Solution: PDU Overload Warning - Phase Imbalance¶

Triage¶

Assess immediate risk: 87% on L2 is above the critical threshold. If GPU servers spike under full load, L2 could reach 95%+ and trip the breaker.
Pull per-outlet power readings from the PDU management interface:
Identify which outlets are on phase L2
Sort devices by power draw on L2
Cross-reference with the server inventory to identify:
The two new GPU servers and their outlet assignments
Which servers are critical vs. deferrable
Check PDU-B to understand the full redundancy picture:
If PDU-A L2 trips, does PDU-B L2 have enough headroom to absorb the shifted load?
At 78%, PDU-B L2 cannot safely absorb the full PDU-A L2 load.

Root Cause¶

The two new GPU servers (Dell R750xa with A100 GPUs) were cabled to outlets 13-16 on PDU-A, which are all on phase L2. Each GPU server draws approximately 1400W (6.7A at 208V) at typical load, adding 13.4A to L2. The original phase balance was roughly even at ~21A per phase.

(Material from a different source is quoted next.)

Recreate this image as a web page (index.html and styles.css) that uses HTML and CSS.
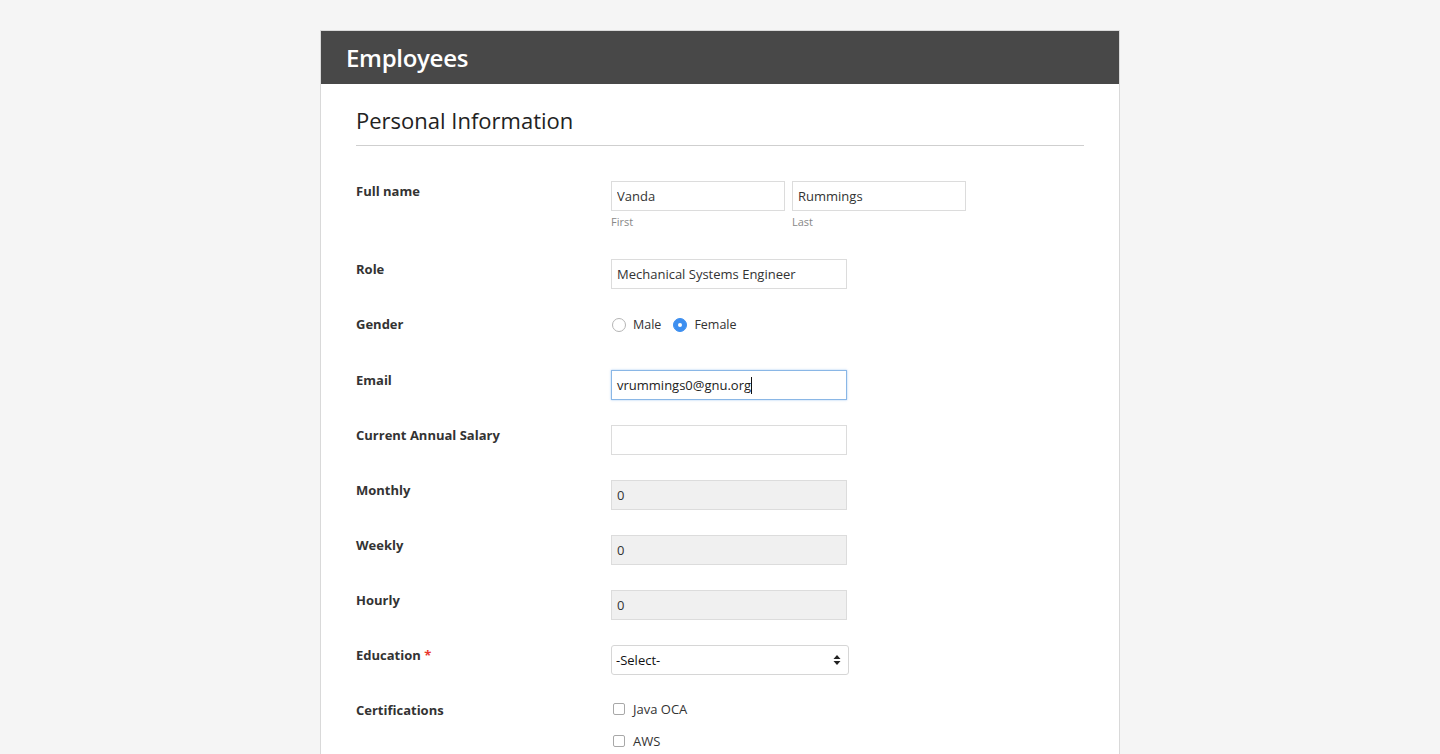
FILE: index.html
```html
<!DOCTYPE html>
<html>
<head>
<meta charset="utf-8">
<link rel="stylesheet" href="styles.css">
</head>
<body>
<div class="card">
  <div class="card-header">Employees</div>
  <div class="card-body">
    <h2 class="section-title">Personal Information</h2>
    <div class="form">
      <div class="row name-row">
        <label class="label">Full name</label>
        <div class="field name-fields">
          <div class="name-part">
            <input class="input input-name" type="text" value="Vanda">
            <div class="caption">First</div>
          </div>
          <div class="name-part">
            <input class="input input-name" type="text" value="Rummings">
            <div class="caption">Last</div>
          </div>
        </div>
      </div>
      <div class="row">
        <label class="label">Role</label>
        <div class="field"><input class="input" type="text" value="Mechanical Systems Engineer"></div>
      </div>
      <div class="row">
        <label class="label">Gender</label>
        <div class="field radios">
          <label class="choice"><span class="radio"></span>Male</label>
          <label class="choice"><span class="radio checked"></span>Female</label>
        </div>
      </div>
      <div class="row">
        <label class="label">Email</label>
        <div class="field"><div class="input focused">vrummings0@gnu.org<span class="caret"></span></div></div>
      </div>
      <div class="row">
        <label class="label">Current Annual Salary</label>
        <div class="field"><input class="input" type="text" value=""></div>
      </div>
      <div class="row">
        <label class="label">Monthly</label>
        <div class="field"><input class="input readonly" type="text" value="0" readonly></div>
      </div>
      <div class="row">
        <label class="label">Weekly</label>
        <div class="field"><input class="input readonly" type="text" value="0" readonly></div>
      </div>
      <div class="row">
        <label class="label">Hourly</label>
        <div class="field"><input class="input readonly" type="text" value="0" readonly></div>
      </div>
      <div class="row">
        <label class="label">Education <span class="req">*</span></label>
        <div class="field">
          <div class="select">-Select-
            <svg class="select-arrows" width="8" height="12" viewBox="0 0 8 12"><path d="M4 1 L7.5 5 L0.5 5 Z" fill="#222"/><path d="M4 11 L7.5 7 L0.5 7 Z" fill="#222"/></svg>
          </div>
        </div>
      </div>
      <div class="row">
        <label class="label">Certifications</label>
        <div class="field checks">
          <label class="check-item"><span class="checkbox"></span>Java OCA</label>
          <label class="check-item"><span class="checkbox"></span>AWS</label>
        </div>
      </div>
    </div>
  </div>
</div>
</body>
</html>
```
FILE: styles.css
```css
* { box-sizing: border-box; }
html, body { margin: 0; padding: 0; }
body {
  background: #f5f5f5;
  font-family: "Open Sans", "Liberation Sans", sans-serif;
  color: #333;
  overflow: hidden;
}
.card {
  width: 800px;
  margin: 30px auto 0;
  background: #fff;
  border: 1px solid #d9d9d9;
  border-bottom: none;
  min-height: 760px;
}
.card-header {
  background: #484848;
  color: #fff;
  height: 53px;
  padding: 0 25px;
  font-size: 24px;
  font-weight: 600;
  line-height: 53px;
  letter-spacing: -0.3px;
}
.card-body {
  padding: 21px 35px 0;
}
.section-title {
  margin: 0;
  font-size: 22px;
  font-weight: 400;
  line-height: 31px;
  color: #222;
  padding-bottom: 9px;
  border-bottom: 1px solid #cfcfcf;
}
.form {
  padding-top: 35px;
}
.row {
  display: flex;
  align-items: flex-start;
  margin-bottom: 25px;
}
.label {
  width: 255px;
  flex: none;
  font-size: 13px;
  font-weight: 700;
  line-height: 20px;
  color: #333;
}
.req { color: #e8382f; }
.field { flex: none; }
.name-fields { display: flex; gap: 7px; }
.input {
  display: block;
  width: 236px;
  height: 30px;
  border: 1px solid #dcdcdc;
  background: #fff;
  font-family: "Open Sans", "Liberation Sans", sans-serif;
  font-size: 13px;
  color: #333;
  padding: 0 5px;
  line-height: 28px;
  outline: none;
  margin: 0;
  border-radius: 0;
}
.input-name { width: 174px; }
.readonly { background: #f0f0f0; }
.focused {
  border-color: #8ab7e6;
  box-shadow: 0 0 2px rgba(80, 150, 230, 0.5);
  color: #222;
}
.caret {
  display: inline-block;
  width: 1px;
  height: 17px;
  background: #111;
  vertical-align: middle;
  margin-top: -3px;
}
.caption {
  font-size: 11px;
  color: #888;
  line-height: 16px;
  margin-top: 3px;
  height: 20px;
}
.radios {
  display: flex;
  gap: 11px;
  height: 31px;
  padding-top: 1px;
  font-size: 12.5px;
  line-height: 20px;
}
.choice {
  display: flex;
  align-items: center;
  height: 20px;
  color: #333;
}
.radio {
  width: 14px;
  height: 14px;
  border-radius: 50%;
  border: 1px solid #b5b5b5;
  background: #fff;
  margin-left: 1px;
  margin-right: 7px;
  position: relative;
}
.radio.checked {
  background: #3d8ff0;
  border-color: #3d8ff0;
}
.radio.checked::after {
  content: "";
  position: absolute;
  left: 4px;
  top: 4px;
  width: 4px;
  height: 4px;
  border-radius: 50%;
  background: #fff;
}
.select {
  width: 238px;
  height: 30px;
  border: 1px solid #d6d6d6;
  border-radius: 3px;
  background: #fff;
  font-size: 13px;
  line-height: 28px;
  padding: 0 4px;
  color: #111;
  display: flex;
  justify-content: space-between;
  align-items: center;
}
.select-arrows { margin-right: 3px; }
.checks {
  display: flex;
  flex-direction: column;
  gap: 12px;
  margin-top: -1px;
  font-size: 13px;
}
.check-item {
  display: flex;
  align-items: center;
  height: 20px;
  color: #333;
}
.checkbox {
  width: 12px;
  height: 12px;
  border: 1px solid #a8a8a8;
  border-radius: 2px;
  background: #fff;
  margin-left: 2px;
  margin-right: 8px;
}
```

The installation team did not consult the PDU phase mapping when cabling the new servers.

Fix¶

Immediate (within 1 hour): Apply BMC power capping on both GPU servers:
Set power cap to 1000W per server via iDRAC: racadm set System.Power.Cap.Watts 1000
This reduces L2 draw by approximately 3.8A, bringing it to ~31A (77%)
Short-term (within 24 hours): Rebalance power connections:
Move one GPU server's PSU-A cable from outlet 14 (L2) to outlet 9 (L1)
Move the other GPU server's PSU-A cable from outlet 16 (L2) to outlet 21 (L3)
Target: L1 ~27A, L2 ~25A, L3 ~28A -- all phases under 70%
Verify after rebalancing:
Monitor PDU readings for 30 minutes under normal load
Confirm all three phases are below 70% threshold
Remove power caps from GPU servers
Monitor again during peak GPU workload
Long-term: Update the rack power plan:
Document actual power draw for GPU server model
Create a phase-aware outlet assignment map for the rack
Set policy: new installs require capacity review before cabling

Rollback / Safety¶

Power capping is non-disruptive and instantly reversible.
When moving power cables, ensure the server has redundant PSUs and the other PSU stays connected.
Never move power cables under load without confirming redundant power path is active.
If a breaker trips during rebalancing, the redundant PDU should keep servers running -- verify PDU-B can handle the momentary full load.

Common Traps¶

Moving cables without checking redundancy: If a server has a single PSU, moving its power cable kills it instantly.
Ignoring the redundant PDU: Rebalancing PDU-A without checking PDU-B can create the same problem on the backup feed.
Using nameplate ratings for capacity planning: GPU servers can draw 30-50% more than nameplate under burst loads. Use measured values.
Phase mapping confusion: PDU outlet numbers do not always map to phases sequentially. Always consult the PDU manual or management interface for the phase-to-outlet mapping.
Forgetting to remove power caps: Leaving BMC power caps in place will throttle GPU performance permanently.